A video entered into evidence at trial shows two codefendants approaching a male victim standing at the passenger door of a vehicle, while defendant approached a female victim at the driver's side of the vehicle. While defendant had his back to the codefendants, one of them shot and killed the male victim. Defendant then knocked the female victim to the ground and stole her purse. Defendant did not testify at trial. However, the People introduced a video of a police interrogation of defendant, in which he asserted that, although he drove his codefendants to the scene, he did not know they intended to commit a crime, was not aware they were armed, and was not himself carrying a weapon at the time of the crime.
The court determined that defendant was not entitled to the affirmative defense. We disagree.
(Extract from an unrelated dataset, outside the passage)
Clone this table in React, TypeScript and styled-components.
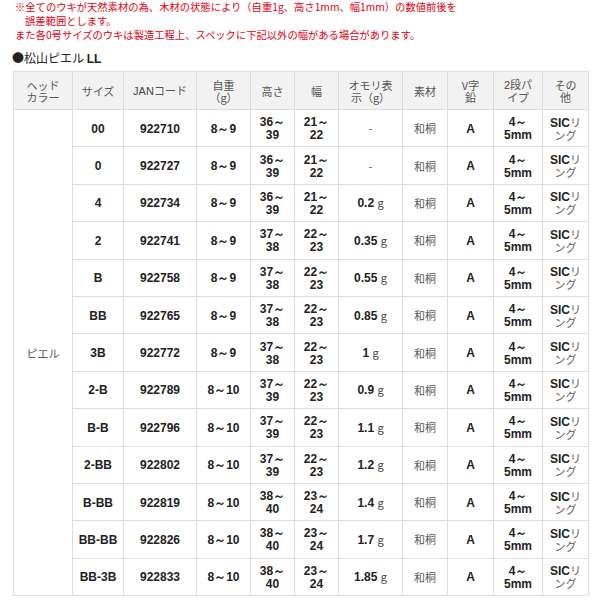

Even where, as here, the evidence shows that a defendant "intentionally aided [the primary assailant] in the commission of" the underlying felony, a trial court errs in refusing to charge the affirmative defense to felony murder where there is evidence that the defendant "did not participate in the acts causing the victim's death" (Matter of Anthony M., 63 NY2d 270, 282-283 [1984]; see also People v Johnson, 169 AD2d 498, 499-501 [1st Dept 1991], lv denied 77 NY2d 962 [1991]). Here, the trial evidence was "reasonably supportive of the view" that defendant satisfied the four elements of the affirmative defense and, "regardless of evidence to the contrary, the court [was] without discretion to deny the charge, and error in this regard requires reversal and a new trial" (J.L., 36 NY3d at 119-120). We therefore modify the judgment by reversing that part convicting defendant of murder in the second degree, and we grant him a new trial on count 2 of the indictment.
Finally, the sentence imposed on the remaining counts is not unduly harsh or severe. Present—Whalen, P.J., Curran, Smith, DelConte and Hannah, JJ.